The Time Quake, the final book in the Gideon Trilogy- By Linda Buckley-Archer
I won't lie, I picked up The Time Travelers, part one in the Gideon trilogy, mainly because it had awesome cover art. James Jean is such a deadly awesome artist, and I was so excited that he'd illustrated a middle school book, I just had to read it.
As a first book, The Time Travelers was a bit cumbersome. The story was a lot of fun and I was digging the characters, but I found her style was a bit stilted. It was almost as if she was attributing a 7 year olds' way of reading to her 9-13 year old age category. Lets face it, Harry Potter wasn't talking down to kids and they ate it up like candy, so why should anyone else have to?
The second book, The Time Thief, was a huge improvement. She seemed to have found her stride and the book was sounding a lot less like a young children's book and a lot more like a confident middle school book. The time travel aspect was getting just the tiniest bit complicated but I liked where she was going and enjoyed the time flip from the first book.
The Time Quake, the third and final part of the series was definitely her piece de resistance. All the complicated ins and outs of the time travel were set up, so although it remained complicated, it was by no means confusing, the characters were finally and fully fleshed out in a revealing and interesting way, and the adventure was fast paced and page turning. Full confidence was given to her audience, and not only did she not dumb it down but covered almost adult level historical material, in such a way that many kids will thank her for.
Although not one of my all time top ten middle school series, I look forward to Linda Buckley-Archer's next book or series. She's definitely an author to look out for.

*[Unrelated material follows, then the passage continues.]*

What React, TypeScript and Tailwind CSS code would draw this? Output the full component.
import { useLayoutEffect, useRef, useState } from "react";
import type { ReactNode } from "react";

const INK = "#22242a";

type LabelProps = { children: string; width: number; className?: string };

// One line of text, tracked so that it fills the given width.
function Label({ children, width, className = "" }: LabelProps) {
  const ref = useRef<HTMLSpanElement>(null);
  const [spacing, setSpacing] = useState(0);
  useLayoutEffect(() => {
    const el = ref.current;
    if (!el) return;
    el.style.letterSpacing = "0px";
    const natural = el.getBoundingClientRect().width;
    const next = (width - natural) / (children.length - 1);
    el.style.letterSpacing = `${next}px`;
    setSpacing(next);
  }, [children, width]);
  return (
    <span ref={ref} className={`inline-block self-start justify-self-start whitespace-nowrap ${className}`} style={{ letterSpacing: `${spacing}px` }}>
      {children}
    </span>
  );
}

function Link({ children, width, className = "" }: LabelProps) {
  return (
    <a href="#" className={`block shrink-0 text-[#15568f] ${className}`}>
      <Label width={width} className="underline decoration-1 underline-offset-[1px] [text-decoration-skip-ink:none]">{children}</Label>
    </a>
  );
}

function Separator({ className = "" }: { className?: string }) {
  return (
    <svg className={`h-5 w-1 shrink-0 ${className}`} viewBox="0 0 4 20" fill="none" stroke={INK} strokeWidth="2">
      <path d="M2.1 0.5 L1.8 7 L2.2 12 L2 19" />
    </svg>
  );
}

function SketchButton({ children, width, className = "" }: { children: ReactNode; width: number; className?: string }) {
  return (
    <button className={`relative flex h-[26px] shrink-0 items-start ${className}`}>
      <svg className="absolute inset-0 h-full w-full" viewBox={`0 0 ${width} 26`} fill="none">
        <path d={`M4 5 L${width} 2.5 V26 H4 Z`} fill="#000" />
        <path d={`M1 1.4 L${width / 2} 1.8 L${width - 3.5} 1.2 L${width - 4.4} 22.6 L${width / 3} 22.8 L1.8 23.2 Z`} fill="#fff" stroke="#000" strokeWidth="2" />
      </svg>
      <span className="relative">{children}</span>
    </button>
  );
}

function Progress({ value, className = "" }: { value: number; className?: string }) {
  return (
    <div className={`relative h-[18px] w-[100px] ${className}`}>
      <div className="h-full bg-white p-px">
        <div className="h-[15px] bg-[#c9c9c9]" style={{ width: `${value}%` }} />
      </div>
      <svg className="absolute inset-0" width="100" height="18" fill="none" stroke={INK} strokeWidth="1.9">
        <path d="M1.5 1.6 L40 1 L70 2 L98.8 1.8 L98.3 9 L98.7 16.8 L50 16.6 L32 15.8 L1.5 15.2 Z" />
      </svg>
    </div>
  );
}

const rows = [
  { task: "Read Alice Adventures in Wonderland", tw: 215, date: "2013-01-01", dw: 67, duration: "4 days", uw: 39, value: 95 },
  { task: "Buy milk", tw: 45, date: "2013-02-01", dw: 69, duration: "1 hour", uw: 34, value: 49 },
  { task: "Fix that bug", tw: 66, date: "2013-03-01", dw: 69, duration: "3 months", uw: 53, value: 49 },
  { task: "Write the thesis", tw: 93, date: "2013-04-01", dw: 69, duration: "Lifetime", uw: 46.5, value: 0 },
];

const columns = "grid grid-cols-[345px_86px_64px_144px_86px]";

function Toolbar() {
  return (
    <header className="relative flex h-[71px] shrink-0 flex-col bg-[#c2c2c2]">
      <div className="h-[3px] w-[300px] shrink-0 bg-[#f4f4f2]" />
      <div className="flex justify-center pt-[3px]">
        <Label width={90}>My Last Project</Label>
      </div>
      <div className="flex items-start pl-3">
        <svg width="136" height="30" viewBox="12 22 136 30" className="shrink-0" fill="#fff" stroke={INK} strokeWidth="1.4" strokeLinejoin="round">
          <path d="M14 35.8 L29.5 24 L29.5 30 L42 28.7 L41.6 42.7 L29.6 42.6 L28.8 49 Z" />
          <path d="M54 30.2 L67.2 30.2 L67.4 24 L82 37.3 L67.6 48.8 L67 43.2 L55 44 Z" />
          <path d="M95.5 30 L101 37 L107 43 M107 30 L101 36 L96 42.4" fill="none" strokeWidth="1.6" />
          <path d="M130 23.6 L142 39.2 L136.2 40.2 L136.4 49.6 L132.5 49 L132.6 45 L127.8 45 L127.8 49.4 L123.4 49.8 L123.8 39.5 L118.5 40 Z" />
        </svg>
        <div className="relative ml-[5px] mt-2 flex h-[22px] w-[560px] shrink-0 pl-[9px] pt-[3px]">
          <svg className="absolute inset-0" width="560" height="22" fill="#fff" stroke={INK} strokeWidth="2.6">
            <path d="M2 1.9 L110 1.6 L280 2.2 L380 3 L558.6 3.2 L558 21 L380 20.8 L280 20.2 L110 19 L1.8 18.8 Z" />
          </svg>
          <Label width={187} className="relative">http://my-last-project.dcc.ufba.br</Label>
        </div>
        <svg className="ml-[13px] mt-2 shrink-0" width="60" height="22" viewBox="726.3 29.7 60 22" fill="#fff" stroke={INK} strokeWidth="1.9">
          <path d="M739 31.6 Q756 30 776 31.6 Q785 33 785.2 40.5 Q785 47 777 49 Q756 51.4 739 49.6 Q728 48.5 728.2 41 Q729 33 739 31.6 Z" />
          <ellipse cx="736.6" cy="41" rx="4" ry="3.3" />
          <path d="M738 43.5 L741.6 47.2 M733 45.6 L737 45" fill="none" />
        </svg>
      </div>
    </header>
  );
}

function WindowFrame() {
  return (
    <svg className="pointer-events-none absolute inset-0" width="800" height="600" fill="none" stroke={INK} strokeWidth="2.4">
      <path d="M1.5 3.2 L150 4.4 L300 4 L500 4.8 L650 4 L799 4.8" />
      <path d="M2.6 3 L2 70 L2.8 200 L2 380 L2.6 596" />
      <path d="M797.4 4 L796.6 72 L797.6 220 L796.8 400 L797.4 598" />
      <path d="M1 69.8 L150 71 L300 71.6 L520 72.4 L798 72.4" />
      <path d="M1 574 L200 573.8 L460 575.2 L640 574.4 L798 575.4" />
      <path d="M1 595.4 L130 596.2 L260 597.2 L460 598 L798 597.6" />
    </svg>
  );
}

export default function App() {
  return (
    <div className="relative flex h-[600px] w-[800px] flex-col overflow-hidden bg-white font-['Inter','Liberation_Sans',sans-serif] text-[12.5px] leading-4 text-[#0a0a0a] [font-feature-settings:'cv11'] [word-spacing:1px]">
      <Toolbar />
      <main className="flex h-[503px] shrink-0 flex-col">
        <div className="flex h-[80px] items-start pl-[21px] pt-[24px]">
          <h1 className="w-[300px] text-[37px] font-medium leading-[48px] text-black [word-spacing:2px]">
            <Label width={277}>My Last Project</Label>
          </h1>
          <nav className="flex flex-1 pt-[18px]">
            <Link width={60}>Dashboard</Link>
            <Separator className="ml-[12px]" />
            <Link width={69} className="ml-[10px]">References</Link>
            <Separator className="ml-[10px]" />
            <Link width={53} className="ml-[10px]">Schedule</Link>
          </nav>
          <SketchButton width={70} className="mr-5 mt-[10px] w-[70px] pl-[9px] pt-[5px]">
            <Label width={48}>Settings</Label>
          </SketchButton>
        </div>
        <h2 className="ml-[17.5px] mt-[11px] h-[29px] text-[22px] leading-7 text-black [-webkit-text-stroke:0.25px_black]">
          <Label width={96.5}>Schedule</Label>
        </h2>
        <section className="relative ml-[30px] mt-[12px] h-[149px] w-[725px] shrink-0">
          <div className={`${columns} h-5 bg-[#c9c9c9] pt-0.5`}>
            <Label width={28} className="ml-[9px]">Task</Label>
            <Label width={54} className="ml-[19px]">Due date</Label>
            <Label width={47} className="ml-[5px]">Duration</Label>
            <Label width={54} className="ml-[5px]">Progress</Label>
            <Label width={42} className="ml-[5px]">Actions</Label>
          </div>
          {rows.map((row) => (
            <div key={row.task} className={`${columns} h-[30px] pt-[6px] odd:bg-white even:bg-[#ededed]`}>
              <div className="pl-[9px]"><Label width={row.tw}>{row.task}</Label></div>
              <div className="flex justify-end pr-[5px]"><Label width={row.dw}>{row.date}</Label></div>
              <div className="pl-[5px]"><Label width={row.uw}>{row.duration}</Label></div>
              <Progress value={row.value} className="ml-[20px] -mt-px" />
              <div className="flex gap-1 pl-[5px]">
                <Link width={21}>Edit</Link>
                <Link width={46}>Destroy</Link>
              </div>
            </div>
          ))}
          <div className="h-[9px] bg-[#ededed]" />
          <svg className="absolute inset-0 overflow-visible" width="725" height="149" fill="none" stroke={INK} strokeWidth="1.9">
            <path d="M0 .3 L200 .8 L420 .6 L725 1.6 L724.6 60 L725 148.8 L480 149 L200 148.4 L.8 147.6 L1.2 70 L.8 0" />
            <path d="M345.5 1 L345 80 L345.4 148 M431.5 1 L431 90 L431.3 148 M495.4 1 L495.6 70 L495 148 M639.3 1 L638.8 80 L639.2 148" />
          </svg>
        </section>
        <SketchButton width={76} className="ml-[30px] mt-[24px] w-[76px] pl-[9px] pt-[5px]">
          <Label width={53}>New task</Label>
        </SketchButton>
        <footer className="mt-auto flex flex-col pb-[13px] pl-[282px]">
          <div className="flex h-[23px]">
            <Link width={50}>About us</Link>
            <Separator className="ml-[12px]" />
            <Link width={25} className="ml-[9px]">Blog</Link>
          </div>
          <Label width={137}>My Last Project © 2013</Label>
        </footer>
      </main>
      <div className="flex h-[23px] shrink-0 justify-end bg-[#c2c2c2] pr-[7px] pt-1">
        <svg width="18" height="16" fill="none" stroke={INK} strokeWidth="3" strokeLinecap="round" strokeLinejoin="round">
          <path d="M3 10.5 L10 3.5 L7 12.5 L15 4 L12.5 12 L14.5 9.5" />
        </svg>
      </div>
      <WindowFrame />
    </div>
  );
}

Published by Simon and Schuster Children's Publishing, October 2009
P.S- I have to point out that Entertainment weekly's review tag line for these books "for kids who love Harry Potter" is a bit of a stretch. It's not in anyway similar either in it's subject matter or the way the story is told. Obviously a kid who read Harry Potter (i.e 90% of children) could love this book, but I wouldn't say it's a given. And it certainly wouldn't be my number one suggestion to a parent who was looking for their kids next great read based on the fact they loved Harry Potter. So be warned!